┏━━

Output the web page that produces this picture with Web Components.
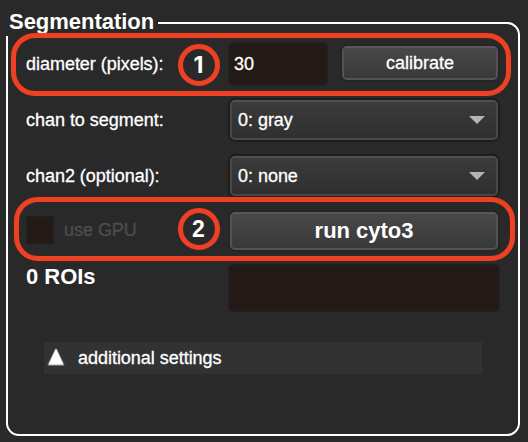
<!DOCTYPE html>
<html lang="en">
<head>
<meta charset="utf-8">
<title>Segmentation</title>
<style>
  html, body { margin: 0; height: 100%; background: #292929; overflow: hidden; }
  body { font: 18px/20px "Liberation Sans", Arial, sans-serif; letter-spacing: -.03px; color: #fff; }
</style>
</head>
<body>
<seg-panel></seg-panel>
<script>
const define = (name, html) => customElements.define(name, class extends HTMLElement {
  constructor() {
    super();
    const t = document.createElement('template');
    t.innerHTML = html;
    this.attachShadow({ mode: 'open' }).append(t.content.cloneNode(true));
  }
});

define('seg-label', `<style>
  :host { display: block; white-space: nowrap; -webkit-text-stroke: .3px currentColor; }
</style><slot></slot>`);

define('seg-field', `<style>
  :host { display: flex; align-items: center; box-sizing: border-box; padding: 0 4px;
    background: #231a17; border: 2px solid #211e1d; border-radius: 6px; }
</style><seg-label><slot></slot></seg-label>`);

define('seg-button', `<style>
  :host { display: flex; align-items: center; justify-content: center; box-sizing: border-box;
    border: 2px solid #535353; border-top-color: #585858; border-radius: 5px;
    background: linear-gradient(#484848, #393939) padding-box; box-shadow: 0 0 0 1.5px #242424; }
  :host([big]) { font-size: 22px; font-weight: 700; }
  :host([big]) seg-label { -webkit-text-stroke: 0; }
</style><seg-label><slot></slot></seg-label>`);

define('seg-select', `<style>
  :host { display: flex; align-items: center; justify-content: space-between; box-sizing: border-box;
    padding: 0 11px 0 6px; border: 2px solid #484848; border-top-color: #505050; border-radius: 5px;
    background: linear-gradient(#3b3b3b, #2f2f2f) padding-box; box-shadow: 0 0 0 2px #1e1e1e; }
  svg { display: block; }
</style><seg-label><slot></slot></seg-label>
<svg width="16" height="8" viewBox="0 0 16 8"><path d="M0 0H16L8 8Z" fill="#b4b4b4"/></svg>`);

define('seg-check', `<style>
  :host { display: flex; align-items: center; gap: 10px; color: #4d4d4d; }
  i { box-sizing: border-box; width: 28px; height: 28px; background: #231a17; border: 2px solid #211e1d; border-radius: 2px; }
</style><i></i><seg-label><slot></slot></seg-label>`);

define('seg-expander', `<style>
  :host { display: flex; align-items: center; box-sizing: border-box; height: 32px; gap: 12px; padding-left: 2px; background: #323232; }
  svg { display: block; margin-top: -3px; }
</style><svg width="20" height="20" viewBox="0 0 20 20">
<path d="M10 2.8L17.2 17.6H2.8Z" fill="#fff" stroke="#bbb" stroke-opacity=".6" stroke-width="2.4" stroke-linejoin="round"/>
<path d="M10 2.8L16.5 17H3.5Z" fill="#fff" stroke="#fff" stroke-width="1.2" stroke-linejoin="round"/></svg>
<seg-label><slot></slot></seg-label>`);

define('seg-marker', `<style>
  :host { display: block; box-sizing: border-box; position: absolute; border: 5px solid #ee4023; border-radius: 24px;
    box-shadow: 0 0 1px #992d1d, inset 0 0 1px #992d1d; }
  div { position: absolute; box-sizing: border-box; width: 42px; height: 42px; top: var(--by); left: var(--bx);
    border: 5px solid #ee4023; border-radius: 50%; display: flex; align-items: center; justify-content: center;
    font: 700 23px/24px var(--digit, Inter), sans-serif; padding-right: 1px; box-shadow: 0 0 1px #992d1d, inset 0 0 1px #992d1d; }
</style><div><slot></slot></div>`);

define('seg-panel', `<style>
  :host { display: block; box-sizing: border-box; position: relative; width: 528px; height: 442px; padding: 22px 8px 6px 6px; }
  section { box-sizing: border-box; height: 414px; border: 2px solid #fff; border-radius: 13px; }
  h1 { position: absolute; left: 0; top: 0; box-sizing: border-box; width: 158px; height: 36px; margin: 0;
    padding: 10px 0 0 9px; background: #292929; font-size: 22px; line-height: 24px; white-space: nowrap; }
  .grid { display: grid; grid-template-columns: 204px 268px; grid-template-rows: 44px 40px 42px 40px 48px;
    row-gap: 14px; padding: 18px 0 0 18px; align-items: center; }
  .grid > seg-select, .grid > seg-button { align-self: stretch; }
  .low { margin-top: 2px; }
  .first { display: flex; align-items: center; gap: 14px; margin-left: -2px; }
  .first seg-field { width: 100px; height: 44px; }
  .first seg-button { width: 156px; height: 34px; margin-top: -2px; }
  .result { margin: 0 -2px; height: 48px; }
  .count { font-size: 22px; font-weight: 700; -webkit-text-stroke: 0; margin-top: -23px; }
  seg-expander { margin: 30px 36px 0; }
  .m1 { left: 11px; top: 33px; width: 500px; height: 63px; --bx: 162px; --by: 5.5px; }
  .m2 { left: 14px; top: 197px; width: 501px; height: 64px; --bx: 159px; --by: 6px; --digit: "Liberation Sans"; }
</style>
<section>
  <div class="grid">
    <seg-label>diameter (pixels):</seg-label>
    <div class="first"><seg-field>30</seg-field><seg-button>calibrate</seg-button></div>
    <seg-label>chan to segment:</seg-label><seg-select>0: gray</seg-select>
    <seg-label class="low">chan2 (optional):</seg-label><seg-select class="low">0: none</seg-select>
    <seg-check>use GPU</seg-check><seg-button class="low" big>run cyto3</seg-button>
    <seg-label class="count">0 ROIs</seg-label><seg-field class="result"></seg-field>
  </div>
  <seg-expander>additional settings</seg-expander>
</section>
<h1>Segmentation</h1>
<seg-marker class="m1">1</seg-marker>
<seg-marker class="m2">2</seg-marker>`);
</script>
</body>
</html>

┗━━

## Written request
Every line of the data above should be quoted exactly. Omit the pictures.

## Answer
Output the web page that produces this picture with Web Components.
<!DOCTYPE html>
<html lang="en">
<head>
<meta charset="utf-8">
<title>Segmentation</title>
<style>
  html, body { margin: 0; height: 100%; background: #292929; overflow: hidden; }
  body { font: 18px/20px "Liberation Sans", Arial, sans-serif; letter-spacing: -.03px; color: #fff; }
</style>
</head>
<body>
<seg-panel></seg-panel>
<script>
const define = (name, html) => customElements.define(name, class extends HTMLElement {
  constructor() {
    super();
    const t = document.createElement('template');
    t.innerHTML = html;
    this.attachShadow({ mode: 'open' }).append(t.content.cloneNode(true));
  }
});

define('seg-label', `<style>
  :host { display: block; white-space: nowrap; -webkit-text-stroke: .3px currentColor; }
</style><slot></slot>`);

define('seg-field', `<style>
  :host { display: flex; align-items: center; box-sizing: border-box; padding: 0 4px;
    background: #231a17; border: 2px solid #211e1d; border-radius: 6px; }
</style><seg-label><slot></slot></seg-label>`);

define('seg-button', `<style>
  :host { display: flex; align-items: center; justify-content: center; box-sizing: border-box;
    border: 2px solid #535353; border-top-color: #585858; border-radius: 5px;
    background: linear-gradient(#484848, #393939) padding-box; box-shadow: 0 0 0 1.5px #242424; }
  :host([big]) { font-size: 22px; font-weight: 700; }
  :host([big]) seg-label { -webkit-text-stroke: 0; }
</style><seg-label><slot></slot></seg-label>`);

define('seg-select', `<style>
  :host { display: flex; align-items: center; justify-content: space-between; box-sizing: border-box;
    padding: 0 11px 0 6px; border: 2px solid #484848; border-top-color: #505050; border-radius: 5px;
    background: linear-gradient(#3b3b3b, #2f2f2f) padding-box; box-shadow: 0 0 0 2px #1e1e1e; }
  svg { display: block; }
</style><seg-label><slot></slot></seg-label>
<svg width="16" height="8" viewBox="0 0 16 8"><path d="M0 0H16L8 8Z" fill="#b4b4b4"/></svg>`);

define('seg-check', `<style>
  :host { display: flex; align-items: center; gap: 10px; color: #4d4d4d; }
  i { box-sizing: border-box; width: 28px; height: 28px; background: #231a17; border: 2px solid #211e1d; border-radius: 2px; }
</style><i></i><seg-label><slot></slot></seg-label>`);

define('seg-expander', `<style>
  :host { display: flex; align-items: center; box-sizing: border-box; height: 32px; gap: 12px; padding-left: 2px; background: #323232; }
  svg { display: block; margin-top: -3px; }
</style><svg width="20" height="20" viewBox="0 0 20 20">
<path d="M10 2.8L17.2 17.6H2.8Z" fill="#fff" stroke="#bbb" stroke-opacity=".6" stroke-width="2.4" stroke-linejoin="round"/>
<path d="M10 2.8L16.5 17H3.5Z" fill="#fff" stroke="#fff" stroke-width="1.2" stroke-linejoin="round"/></svg>
<seg-label><slot></slot></seg-label>`);

define('seg-marker', `<style>
  :host { display: block; box-sizing: border-box; position: absolute; border: 5px solid #ee4023; border-radius: 24px;
    box-shadow: 0 0 1px #992d1d, inset 0 0 1px #992d1d; }
  div { position: absolute; box-sizing: border-box; width: 42px; height: 42px; top: var(--by); left: var(--bx);
    border: 5px solid #ee4023; border-radius: 50%; display: flex; align-items: center; justify-content: center;
    font: 700 23px/24px var(--digit, Inter), sans-serif; padding-right: 1px; box-shadow: 0 0 1px #992d1d, inset 0 0 1px #992d1d; }
</style><div><slot></slot></div>`);

define('seg-panel', `<style>
  :host { display: block; box-sizing: border-box; position: relative; width: 528px; height: 442px; padding: 22px 8px 6px 6px; }
  section { box-sizing: border-box; height: 414px; border: 2px solid #fff; border-radius: 13px; }
  h1 { position: absolute; left: 0; top: 0; box-sizing: border-box; width: 158px; height: 36px; margin: 0;
    padding: 10px 0 0 9px; background: #292929; font-size: 22px; line-height: 24px; white-space: nowrap; }
  .grid { display: grid; grid-template-columns: 204px 268px; grid-template-rows: 44px 40px 42px 40px 48px;
    row-gap: 14px; padding: 18px 0 0 18px; align-items: center; }
  .grid > seg-select, .grid > seg-button { align-self: stretch; }
  .low { margin-top: 2px; }
  .first { display: flex; align-items: center; gap: 14px; margin-left: -2px; }
  .first seg-field { width: 100px; height: 44px; }
  .first seg-button { width: 156px; height: 34px; margin-top: -2px; }
  .result { margin: 0 -2px; height: 48px; }
  .count { font-size: 22px; font-weight: 700; -webkit-text-stroke: 0; margin-top: -23px; }
  seg-expander { margin: 30px 36px 0; }
  .m1 { left: 11px; top: 33px; width: 500px; height: 63px; --bx: 162px; --by: 5.5px; }
  .m2 { left: 14px; top: 197px; width: 501px; height: 64px; --bx: 159px; --by: 6px; --digit: "Liberation Sans"; }
</style>
<section>
  <div class="grid">
    <seg-label>diameter (pixels):</seg-label>
    <div class="first"><seg-field>30</seg-field><seg-button>calibrate</seg-button></div>
    <seg-label>chan to segment:</seg-label><seg-select>0: gray</seg-select>
    <seg-label class="low">chan2 (optional):</seg-label><seg-select class="low">0: none</seg-select>
    <seg-check>use GPU</seg-check><seg-button class="low" big>run cyto3</seg-button>
    <seg-label class="count">0 ROIs</seg-label><seg-field class="result"></seg-field>
  </div>
  <seg-expander>additional settings</seg-expander>
</section>
<h1>Segmentation</h1>
<seg-marker class="m1">1</seg-marker>
<seg-marker class="m2">2</seg-marker>`);
</script>
</body>
</html>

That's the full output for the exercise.